Supplied information:
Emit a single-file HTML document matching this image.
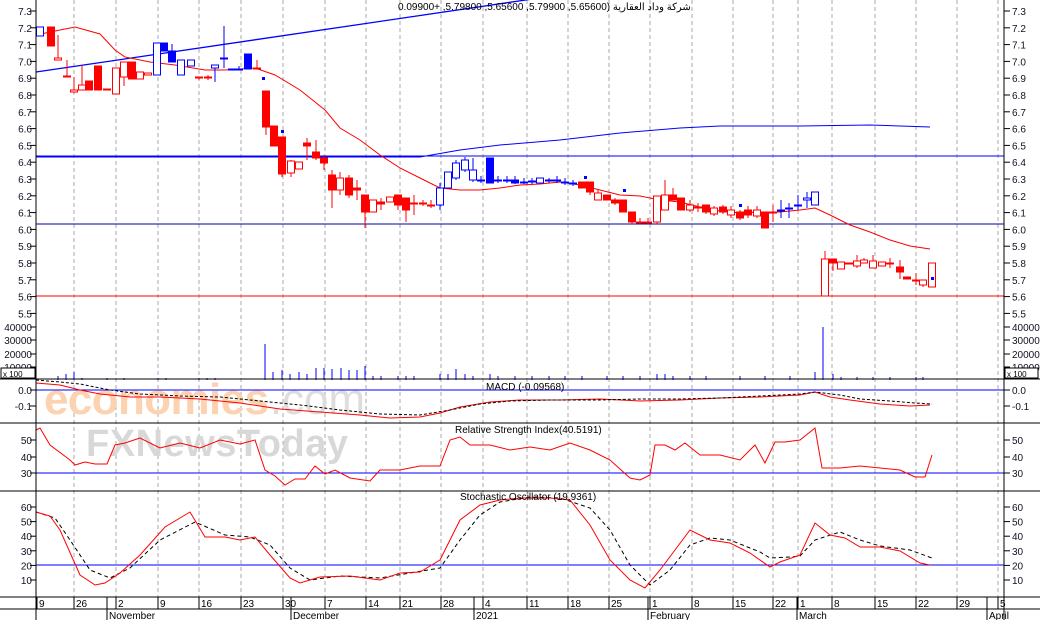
<!DOCTYPE html>
<html><head><meta charset="utf-8"><style>
html,body{margin:0;padding:0;background:#fff;}
svg{display:block;font-family:"Liberation Sans","Noto Sans CJK SC",sans-serif;}
</style></head><body>
<svg id="c" width="1040" height="620" xmlns="http://www.w3.org/2000/svg">
<rect width="1040" height="620" fill="#fff"/>
<g id="grid" stroke="#aaa" stroke-dasharray="4,3" stroke-width="1"></g>
<g>
<text x="44" y="414" fill="#fcd2b0" font-size="44" font-weight="bold" textLength="225">economies</text>
<text x="270" y="414" fill="#dddddd" font-size="44" textLength="95">.com</text>
<text x="86" y="456" fill="#d8d8d8" font-size="38" font-weight="bold" textLength="262">FXNewsToday</text>
</g>
<g id="main"></g>
<g id="axes" stroke="#000" stroke-width="1" fill="none"></g>
<g id="lbl" font-size="10" fill="#112"></g>
<text x="398" y="10" font-size="10" fill="#000">0.09900+ ,5.79800 ,5.65600 ,5.79900 ,5.65600) شركة وداد العقارية</text>
<text x="486" y="390" font-size="10" fill="#000">MACD (-0.09568)</text>
<text x="455" y="433" font-size="10" fill="#000">Relative Strength Index(40.5191)</text>
<text x="460" y="500" font-size="10" fill="#000">Stochastic Oscillator (19.9361)</text>
<rect x="1" y="368" width="34" height="10" fill="#fff" stroke="#000"/>
<text x="3" y="377" font-size="8">x 100</text>
<rect x="1005" y="368" width="33" height="10" fill="#fff" stroke="#000"/>
<text x="1007" y="377" font-size="8">x 100</text>
</svg>
<script>
var NS="http://www.w3.org/2000/svg";
function el(p,t,a,txt){var e=document.createElementNS(NS,t);for(var k in a)e.setAttribute(k,a[k]);if(txt!=null)e.textContent=txt;document.getElementById(p).appendChild(e);return e;}
var gx=[37,74,116,158,199,241,283,325,366,400,441,483,527,568,609,650,692,733,773,798,832,875,916,957,998];
gx.forEach(function(x){if(x>40&&x<1000)el('grid','line',{x1:x,y1:0,x2:x,y2:597});});
function pl(pts,col,dash,w){el('main','polyline',{points:pts.map(function(p){return p.join(',')}).join(' '),fill:'none',stroke:col,'stroke-width':w||1,'stroke-dasharray':dash||''});}
pl([[36,156],[1004,156]],'#00f');
pl([[36,224],[1004,224]],'#00a');
pl([[36,296],[1004,296]],'#f00');
pl([[36,72],[580,-8]],'#00f',null,1.3);
pl([[36,157],[420,157],[460,150],[500,145],[560,140],[620,133],[680,128],[720,126],[800,126],[870,125],[930,127]],'#00f');
pl([[36,35],[60,30],[75,27],[100,34],[115,50],[125,57],[150,62],[175,65],[205,70],[225,70],[255,68],[275,75],[300,90],[325,110],[340,128],[360,140],[380,155],[400,168],[420,178],[440,188],[460,190],[480,190],[500,188],[520,185],[540,184],[560,182],[580,185],[600,190],[620,195],[640,196],[660,200],[680,202],[700,207],[720,211],[740,213],[760,212],[780,212],[800,210],[815,208],[830,215],[850,225],[870,232],[890,240],[910,246],[930,249]],'#f00');
var C=[[40,27,36,27,36,'bh'],[51,27,46,27,46,'rf'],[58,58,60,35,60,'rh'],[67,76,77,60,77,'rf'],[74,90,92,77,93,'rh'],[82,85,90,65,90,'rh'],[89,81,90,81,90,'rf'],[98,66,90,66,90,'rf'],[107,89,90,89,90,'rf'],[116,68,94,68,94,'rh'],[124,62,77,62,86,'rh'],[132,62,79,62,79,'rf'],[140,72,79,72,79,'rh'],[148,73,75,73,75,'rh'],[157,43,75,43,75,'bh'],[164,43,51,43,51,'bf'],[172,51,62,44,62,'bf'],[181,60,75,60,75,'bh'],[191,60,66,60,66,'bh'],[199,77,78,77,80,'rf'],[208,77,78,75,80,'rf'],[215,65,68,65,82,'bh'],[224,58,59,26,68,'bf'],[232,69,70,69,70,'bf'],[239,69,70,66,70,'bf'],[248,54,69,54,69,'bf'],[257,68,69,60,69,'rf'],[266,91,127,91,135,'rf'],[274,126,146,126,146,'rf'],[282,137,174,137,177,'rf'],[291,161,173,160,177,'rh'],[299,162,169,162,169,'rh'],[307,143,146,138,160,'rf'],[316,152,158,140,160,'rf'],[324,158,163,155,170,'rf'],[332,175,190,170,208,'rf'],[340,178,190,172,195,'rh'],[349,178,195,175,198,'rf'],[357,188,190,180,200,'rf'],[365,195,212,195,228,'rf'],[373,200,212,200,212,'rh'],[381,202,204,198,210,'rf'],[390,197,202,197,202,'rh'],[398,195,205,195,210,'rf'],[406,198,210,198,222,'rf'],[414,203,204,195,215,'rf'],[423,203,204,200,206,'rf'],[431,205,206,200,208,'rf'],[440,188,205,183,210,'bh'],[448,172,188,172,188,'bh'],[456,163,178,160,180,'bh'],[465,160,170,157,172,'bh'],[473,170,180,158,182,'bh'],[481,180,181,176,183,'bf'],[490,158,183,158,183,'bf'],[498,180,181,176,183,'bf'],[507,180,181,176,183,'bf'],[515,180,183,176,184,'bf'],[524,182,183,178,184,'bf'],[532,181,182,178,184,'bf'],[540,178,183,178,183,'bh'],[549,180,181,178,183,'bf'],[557,180,181,176,183,'bf'],[565,182,183,178,185,'bf'],[573,183,184,180,186,'bf'],[582,182,188,182,188,'rf'],[590,182,192,182,195,'rf'],[598,193,200,190,200,'rh'],[607,195,200,195,200,'rf'],[615,200,203,198,205,'rf'],[623,200,212,200,212,'rf'],[632,212,222,212,224,'rf'],[640,222,223,218,224,'rf'],[648,222,223,218,224,'rf'],[657,196,222,196,224,'rh'],[665,195,210,180,210,'rh'],[673,195,200,188,200,'rf'],[681,198,210,198,210,'rf'],[690,205,210,200,212,'rh'],[698,207,208,203,212,'rf'],[706,205,212,205,214,'rf'],[714,208,214,206,216,'rh'],[723,207,212,205,214,'rf'],[731,210,215,206,218,'rh'],[740,212,218,210,220,'rf'],[748,210,215,206,218,'rf'],[757,210,216,206,218,'rh'],[765,213,228,213,228,'rf'],[773,212,213,205,222,'rf'],[781,210,211,200,218,'bf'],[789,208,209,203,218,'bf'],[798,205,206,195,210,'bf'],[807,198,200,192,208,'bh'],[815,192,205,192,205,'bh'],[825,259,296,251,296,'rh'],[833,259,263,259,271,'rf'],[841,262,269,262,269,'rh'],[849,263,264,263,264,'rf'],[857,261,266,255,268,'rh'],[864,260,263,258,263,'rh'],[873,261,268,255,268,'rh'],[882,262,266,262,266,'rh'],[890,263,264,258,268,'rf'],[900,267,272,260,279,'rf'],[907,277,279,277,279,'rf'],[916,280,281,273,285,'rf'],[923,280,285,280,287,'rh'],[932,263,287,263,287,'rh']];
C.forEach(function(c){var col=c[5][0]=='r'?'#f00':'#00f';var fill=c[5][1]=='f'?col:'#fff';
el('main','line',{x1:c[0],y1:c[3],x2:c[0],y2:c[4],stroke:col});
el('main','rect',{x:c[0]-3.5,y:c[1],width:7,height:Math.max(1,c[2]-c[1]),fill:fill,stroke:col});});
[[263,78],[282,131],[585,177],[624,190],[740,205],[932,278]].forEach(function(p){el('main','rect',{x:p[0]-1,y:p[1]-1,width:3,height:3,fill:'#00f'});});
var V=[[58,376],[66,374],[74,372],[82,378],[107,378],[124,378],[158,378],[166,378],[199,378],[207,378],[215,378],[265,344],[273,372],[282,370],[290,374],[299,372],[307,374],[316,368],[324,368],[332,369],[341,368],[349,370],[357,370],[365,366],[373,376],[381,376],[398,376],[406,376],[414,376],[440,374],[448,374],[456,369],[465,374],[473,376],[490,374],[498,376],[515,376],[532,376],[549,376],[565,376],[582,376],[607,376],[623,376],[640,376],[657,374],[665,374],[673,376],[690,376],[706,376],[740,376],[765,376],[790,376],[815,372],[823,327],[833,374],[841,377],[857,377],[873,377],[890,377],[916,377],[923,377]];
V.forEach(function(v){el('main','line',{x1:v[0],y1:380,x2:v[0],y2:v[1],stroke:'#00f'});});
pl([[36,390],[1004,390]],'#00f');
pl([[36,383],[60,385],[80,390],[100,394],[130,397],[160,397],[200,399],[240,403],[280,409],[320,412],[360,415],[390,418],[420,417],[440,413],[460,407],[490,402],[520,400],[560,400],[600,399],[640,401],[680,400],[720,398],[760,397],[800,395],[815,392],[830,397],[850,400],[880,404],[910,406],[930,405]],'#f00');
pl([[36,380],[60,382],[80,384],[110,390],[140,394],[180,396],[220,397],[260,401],[300,405],[340,410],[380,414],[420,415],[450,410],[480,404],[510,401],[550,400],[600,400],[640,399],[680,399],[720,398],[760,396],[800,394],[815,392],[840,395],[860,399],[890,401],[915,403],[932,404]],'#000','3,2');
pl([[36,473],[1004,473]],'#00f');
pl([[36,430],[40,428],[50,445],[70,460],[75,465],[85,462],[95,464],[107,464],[115,445],[125,443],[140,438],[160,448],[180,443],[200,448],[220,440],[240,444],[255,440],[265,470],[275,476],[285,485],[295,479],[305,479],[315,466],[325,474],[335,470],[350,478],[370,481],[380,470],[400,470],[420,466],[440,466],[450,440],[460,437],[470,445],[490,445],[510,450],[530,447],[550,450],[570,443],[590,450],[610,460],[630,478],[640,480],[650,475],[655,445],[665,445],[675,450],[685,443],[700,455],[720,455],[740,460],[755,445],[765,463],[775,442],[785,442],[800,440],[815,428],[822,468],[840,468],[860,466],[880,468],[900,470],[915,477],[925,477],[932,455]],'#f00');
pl([[36,565],[1004,565]],'#00f');
pl([[36,512],[55,518],[70,540],[90,570],[110,578],[130,568],[160,540],[195,522],[225,535],[250,537],[270,545],[290,568],[310,580],[340,576],[380,578],[410,573],[440,568],[460,540],[480,515],[500,502],[530,497],[560,498],[590,508],[610,530],[630,565],[650,585],[670,570],[690,545],[710,538],[730,540],[760,552],[770,558],[790,557],[800,556],[815,540],[840,532],[860,540],[880,546],[910,550],[932,558]],'#000','4,3');
pl([[36,512],[50,516],[60,530],[80,575],[95,585],[105,583],[120,573],[140,555],[165,527],[190,512],[205,537],[225,537],[240,540],[255,537],[270,555],[290,578],[300,583],[320,577],[350,576],[380,580],[400,573],[420,572],[440,560],[460,520],[480,505],[500,500],[520,498],[550,498],[570,500],[590,525],[610,560],[630,580],[645,588],[660,570],[690,530],[710,540],[730,543],[750,553],[770,567],[780,562],[800,555],[815,523],[830,535],[845,538],[860,547],[880,547],[900,551],[920,563],[930,565]],'#f00');
function ax(a){el('axes','line',a);}
ax({x1:36,y1:0,x2:36,y2:620});ax({x1:1004,y1:0,x2:1004,y2:620});
[379,423,491,597,609].forEach(function(y){ax({x1:0,y1:y,x2:1040,y2:y});});
function lab(y,t){el('lbl','text',{x:32,y:y+4,'text-anchor':'end'},t);el('lbl','text',{x:1012,y:y+4},t);ax({x1:30,y1:y,x2:36,y2:y});ax({x1:1004,y1:y,x2:1010,y2:y});}
for(var i=0;i<=18;i++){var p=7.3-i*0.1;lab(11+i*16.8,p.toFixed(1));}
[[327,'40000'],[340,'30000'],[354,'20000'],[367,'10000']].forEach(function(a){lab(a[0],a[1]);});
lab(390,'0.0');lab(406,'-0.1');
lab(440,'50');lab(457,'40');lab(473,'30');
[60,50,40,30,20,10].forEach(function(v,i){lab(507+i*14.6,String(v));});
var D=[[37,'9'],[74,'26'],[116,'2'],[158,'9'],[199,'16'],[241,'23'],[283,'30'],[325,'7'],[366,'14'],[400,'21'],[441,'28'],[483,'4'],[527,'11'],[568,'18'],[609,'25'],[650,'1'],[692,'8'],[733,'15'],[773,'22'],[798,'1'],[832,'8'],[875,'15'],[916,'22'],[957,'29'],[998,'5']];
D.forEach(function(d){ax({x1:d[0],y1:597,x2:d[0],y2:609});el('lbl','text',{x:d[0]+2,y:607,fill:'#000'},d[1]);});
[[107,'November'],[291,'December'],[474,'2021'],[648,'February'],[797,'March'],[987,'April']].forEach(function(m){ax({x1:m[0],y1:597,x2:m[0],y2:620});el('lbl','text',{x:m[0]+2,y:619,fill:'#000'},m[1]);});
</script>
</body></html>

Instructions for the task: Reply with the number of lines in the material above that contain "document", and nothing more.

Solution: 2